Editorial
Oil Spill Sites: Challenges Ahead
The Federal Government penultimate week, announced plans to clean up more than 2,405 oil spill sites in the Niger Delta with the assurance that the impacted sites will undergo proper remediation and sustainable restoration as part of the implementation of the amnesty programme.
The project, Government explained, will cover 252 pollution sites reported in 2006, 598 cases in 2007, 927 in 2008, and 628 recorded in 2009.
As a first step towards fast tracking the process, the government recently set up a 16-member sub-committee made up of officials of the National Oil Spill Detection and Response Agency (NOSDRA), representatives of oil companies operating in the region, non-governmental organizations, host communities, representatives of impacted local governments and security agencies.

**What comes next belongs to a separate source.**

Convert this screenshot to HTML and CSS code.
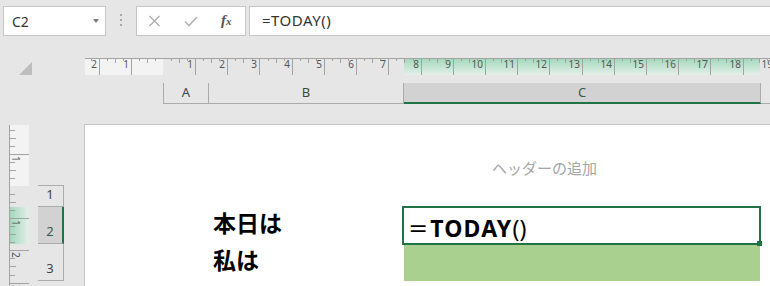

Inaugurating the sub-committee in Abuja, Permanent Secretary, Federal Ministry of Environment, Dr Biodun Nathaniel Olorunfemi, expressed worry that a significant proportion of the spills were attributable to vandalisation and other illegal oil bunkering activities. According to him, “there were numerous cases of illegal bunkering activities and the operations of illicit local refineries, both of which impacted negatively on the fragile ecosystem of the Niger Delta region”.
Worrisome, costly and alarming as they are, we are under no illusion that all the spills were accidental. Some are, many others indeed man-made. That is why, The Tide joins government and other well-meaning Nigerians to unite in condemnation of the near frequent cases of sabotage of crude and sometimes, refined petroleum products facilities, in the region. We say so because the nefarious activities of these criminals have without doubt unleashed untold hardship, destruction and pollution on the Niger Delta environment and entire ecosystems, resulting in monumental drawbacks in not just the revenue profile of the communities, states and Federal Government, but also mortgaging the future of the people.

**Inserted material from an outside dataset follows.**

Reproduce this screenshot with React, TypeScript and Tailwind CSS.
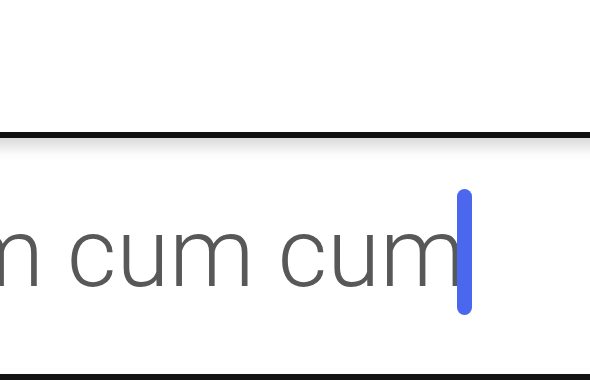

But beyond all that, the long neglect and abandonment of these impacted sites has subjected the affected region to incalculable damages.
Although the delay in granting approval for the clean up of the sites, more than five years after, depicts total indifference on the part of the Federal Government, to the health, environment and safety needs of the people of the region, we feel the need to commend the latest discretion, no matter how belated.
It is, therefore, necessary for the government to make sure that the negative impact of oil and gas exploration and production does not drag on any longer. The sub-committee should move swiftly into action, and ensure that a good job is done. It must also ensure that the steps towards remediation and restoration of the sites meet international best practices, even as we advise against similar long delays on issues of this nature, in future.
Even so, The Tide insists that in addition to the planned clean up, Government, must ensure that impacted communities are adequately compensated for the wanton destruction and pollution of their, flora and fauna. We consider it most instructive to make this case because we know that some agencies of government and oil companies would trump up the issue of sabotage as grounds to evade compensation payment to impacted communities.
Further more, we also recommend that critical issues of infrastructural and human capacity development in the region should be addressed decisively if the post amnesty package is to make any meaning.
Now perhaps, is yet another opportunity to advocate, even for the umpteenth time, the speedy implementation of the recommendations of the report of the Niger Delta Technical Committee. We say this because we know that the clean up of the region is only a fraction of the numerous demands of the people.
The time to start positive action and give the Niger Delta people a renewed sense of belonging, is now.